Study After John Singer Sargent

dracula 18 Jan 2021

This is a study after John Singer Sargent's painting Simplon Pass, 1911. After the very slow, methodical Ivan Shishkin study I completed a few weeks ago, I really wanted to try something that was more expressive and had more to do with the quick application of values.

I am making a concerted effort to make my painting process more efficient.

In that spirit, I put this down on the panel very quickly with minimal blending. It all basically went into place in one go for all the mid-tones and then a second pass for more contrast and chroma in the foreground.

From what I understand, John Singer Sargent did a lot of premixing of colors so that when it came time to apply paint, he could just load the brush and put the paint in place. I did this as well by premixing about 30 colors which comprise most of the painting with some additions toward the end.

I think I will continue to explore some more expressive landscapes; I think there is a lot for me to learn in this realm.

My study is 11x14 inches, which is about 3 times smaller than the original, I think.



Oh Dracula! This is fantastic methodology and extra shots you shared. I plan to try the approach with under painting with burnt umber too as teachers say it improves the value handling when in color mode. Would you say it is true?

I recall that still life I did las January where I premixed a lot of colors, maybe in the same range 20-30. I will say at that time it was an exercise! I hated it as I struggled to match color and value to the real object. However when I painted it was so much easier.

I love the expressive brush strokes you have here! Mountains is excellent subject for this expressiveness. Did you use your wax medium to create the texture? Grays are gorgeous! Extremely wonderful work with the color! So artistic.

One more question - did you use more rough texture of the canvas?

dracula Power Painter

Thank you @SunnyLady, I always and truly appreciate getting your input and expertise!

Yes, I think a Burnt Umber (or similar) canvas preparation does lend a warmth and better overall seating of the different values. I think the most important function is to remove the stark white of the gesso or ground from the painter's eyes allowing more accurate renditions of value, as you said.

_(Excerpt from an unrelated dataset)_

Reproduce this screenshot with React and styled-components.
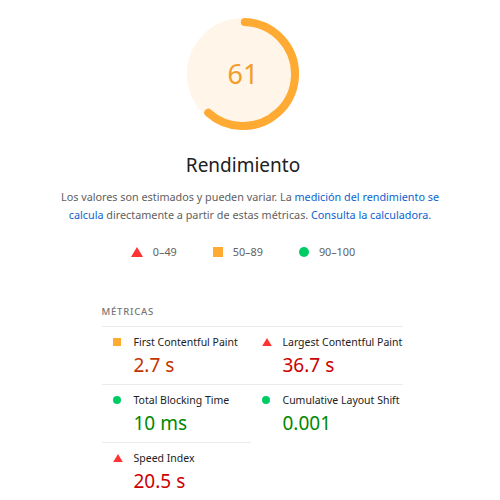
import React from "react";
import styled, { createGlobalStyle } from "styled-components";

const GlobalStyle = createGlobalStyle`
  body {
    margin: 0;
    background: #fff;
    font-family: "Noto Sans", "Open Sans", sans-serif;
    color: #212121;
  }
`;

const COLORS = {
  fail: "#ff3333",
  average: "#ffaa33",
  pass: "#00cc66",
};

const VALUE_COLORS = {
  fail: "#cc0000",
  average: "#c33300",
  pass: "#008800",
};

const metrics = [
  { label: "First Contentful Paint", value: "2.7 s", rating: "average" },
  { label: "Largest Contentful Paint", value: "36.7 s", rating: "fail" },
  { label: "Total Blocking Time", value: "10 ms", rating: "pass" },
  { label: "Cumulative Layout Shift", value: "0.001", rating: "pass" },
  { label: "Speed Index", value: "20.5 s", rating: "fail" },
];

function Gauge({ score }) {
  const r = 52;
  const c = 2 * Math.PI * r;
  return (
    <svg width="112" height="112" viewBox="0 0 112 112">
      <circle cx="56" cy="56" r="56" fill="#fff5e8" />
      <circle
        cx="56"
        cy="56"
        r={r}
        fill="none"
        stroke={COLORS.average}
        strokeWidth="8"
        strokeLinecap="round"
        strokeDasharray={`${(score / 100) * c} ${c}`}
        transform="rotate(-88 56 56)"
      />
    </svg>
  );
}

function RatingIcon({ rating, size = 10 }) {
  if (rating === "fail") {
    return (
      <svg width={size + 2} height={size} viewBox="0 0 12 10">
        <polygon points="6,0 12,10 0,10" fill={COLORS.fail} />
      </svg>
    );
  }
  if (rating === "average") {
    return (
      <svg width={size} height={size} viewBox="0 0 10 10">
        <rect width="10" height="10" fill={COLORS.average} />
      </svg>
    );
  }
  return (
    <svg width={size} height={size} viewBox="0 0 10 10">
      <circle cx="5" cy="5" r="5" fill={COLORS.pass} />
    </svg>
  );
}

export default function App() {
  return (
    <>
      <GlobalStyle />
      <Page>
        <GaugeWrap>
          <Gauge score={61} />
          <Score>61</Score>
        </GaugeWrap>
        <Title>Rendimiento</Title>
        <Description>
          <Line>
            Los valores son estimados y pueden variar. La{" "}
            <Link>medición del rendimiento se</Link>
          </Line>
          <Line>
            <Link>calcula</Link> directamente a partir de estas métricas.{" "}
            <Link>Consulta la calculadora.</Link>
          </Line>
        </Description>
        <Legend>
          <LegendItem>
            <RatingIcon rating="fail" size={10} />
            0–49
          </LegendItem>
          <LegendItem>
            <RatingIcon rating="average" size={10} />
            50–89
          </LegendItem>
          <LegendItem>
            <RatingIcon rating="pass" size={10} />
            90–100
          </LegendItem>
        </Legend>
        <Metrics>
          <MetricsHeader>Métricas</MetricsHeader>
          <MetricGrid>
            {metrics.map((m) => (
              <Metric key={m.label}>
                <MetricIcon>
                  <RatingIcon rating={m.rating} size={8} />
                </MetricIcon>
                <MetricBody>
                  <MetricLabel>{m.label}</MetricLabel>
                  <MetricValue $rating={m.rating}>{m.value}</MetricValue>
                </MetricBody>
              </Metric>
            ))}
          </MetricGrid>
        </Metrics>
      </Page>
    </>
  );
}

const Page = styled.div`
  width: 500px;
  padding-top: 18px;
  display: flex;
  flex-direction: column;
  align-items: center;
`;

const GaugeWrap = styled.div`
  position: relative;
  width: 112px;
  height: 112px;
  margin-left: -14px;
  svg {
    display: block;
  }
`;

const Score = styled.div`
  position: absolute;
  inset: 0;
  display: flex;
  align-items: center;
  justify-content: center;
  font-size: 27px;
  color: #f29d2a;
  padding-bottom: 1px;
`;

const Title = styled.div`
  margin-top: 23px;
  margin-left: -14px;
  font-size: 19px;
  line-height: 24px;
  color: #212121;
`;

const Description = styled.div`
  margin-top: 11px;
  display: flex;
  flex-direction: column;
  align-items: center;
  font-size: 10.8px;
  line-height: 18px;
  color: #616161;
`;

const Line = styled.div`
  white-space: nowrap;
`;

const Link = styled.span`
  color: #0b63ce;
`;

const Legend = styled.div`
  margin-top: 19px;
  margin-left: -14px;
  display: flex;
  gap: 36px;
`;

const LegendItem = styled.div`
  display: flex;
  align-items: center;
  gap: 10px;
  font-size: 10.8px;
  line-height: 18px;
  color: #616161;
`;

const Metrics = styled.div`
  margin-top: 44px;
  margin-left: 4px;
  width: 301px;
`;

const MetricsHeader = styled.div`
  font-size: 9.5px;
  line-height: 14px;
  letter-spacing: 0.8px;
  text-transform: uppercase;
  color: #757575;
  font-weight: 500;
  margin-bottom: 7px;
`;

const MetricGrid = styled.div`
  display: grid;
  grid-template-columns: 149px 152px;
`;

const Metric = styled.div`
  display: flex;
  border-top: 1px solid #ebebeb;
  padding: 5px 0 6px 11px;
`;

const MetricIcon = styled.div`
  width: 21px;
  height: 20px;
  display: flex;
  align-items: center;
  flex-shrink: 0;
`;

const MetricBody = styled.div`
  display: flex;
  flex-direction: column;
`;

const MetricLabel = styled.div`
  font-size: 10.5px;
  line-height: 20px;
  color: #212121;
  white-space: nowrap;
`;

const MetricValue = styled.div`
  font-size: 19px;
  line-height: 26px;
  color: ${(p) => VALUE_COLORS[p.$rating]};
`;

I agree, premixing so many colors beforehand is kind of a hassle (and probably more wasteful). But yes, it does make painting actually easier. It probably saves time in the long run.

For this painting, I hardly used any medium at all. Just a tiny bit of the Maroger medium at time when the paint wasn't cooperating. To get the texture, I just took some advice from John Singer Sargent himself which is to not starve your palette. I took that to mean to make sure you have enough paint available to be able to load your brush generously. I am usually a little less cavalier about glopping on so much paint in one brushstroke and barely, if ever, returning to that passage.

The thing that is so cool about Sargent's work, and the reason I wanted to do a study after him is that, through his masterful use of value, he's able to achieve a very convincing realism when his paintings are viewed at a distance, but as you get closer it all breaks down into a mess of expressive, colorful brushstrokes. The photo of this study is kind of too near; the painting reads best from across the room.

I was thinking of Maroger after looking at close up photo and knowing you like it. I do not feel alright to use much of the paint as well. That's why I think I progressed to the smooth paintings recently. I simply cannot buy Winsor and Newton paints for decent money in Russia I think it got to my subconscious and I try to survive with what I have .

Once I went to museum and there was an exhibition of one modern artist. He is in his 80s now. He likes painting villages and flowers. It was wonderful I did not forget my glasses at home. otherwise I would never have noticed that same effect you described. I had to stand good 18 ft from the painting to see it in whole. When i was approaching closer it was falling in parts. I mean those painting would not hang in my house simply because no room is 18 ft in size. :) but it was a pleasure to see that interesting effect, that later repeated with Repin paintings in Russian Museum in Saint Petersburg.

Dracula, I am no expert at all, thank you for your kind words, I just like sharing what I learnt. It helps me to memorize things better.

At this moment I feel stuck again in the painting path and again feel lost to what direction to follow. I still think I do not need to develop my own style, I want to be universal and creative in things I do. I feel tired of landscapes/seascapes at the moment. Did you feel anything similar? Do you have any advice?

Holy heck! Majestic rocks!

Felix Creator of

I love the detail shots, thanks for uploading this!

lightsnow Community Helper

Wonderful painting. Great brush strokes! Very "museum worthy!" I'm not sure how else to explain it!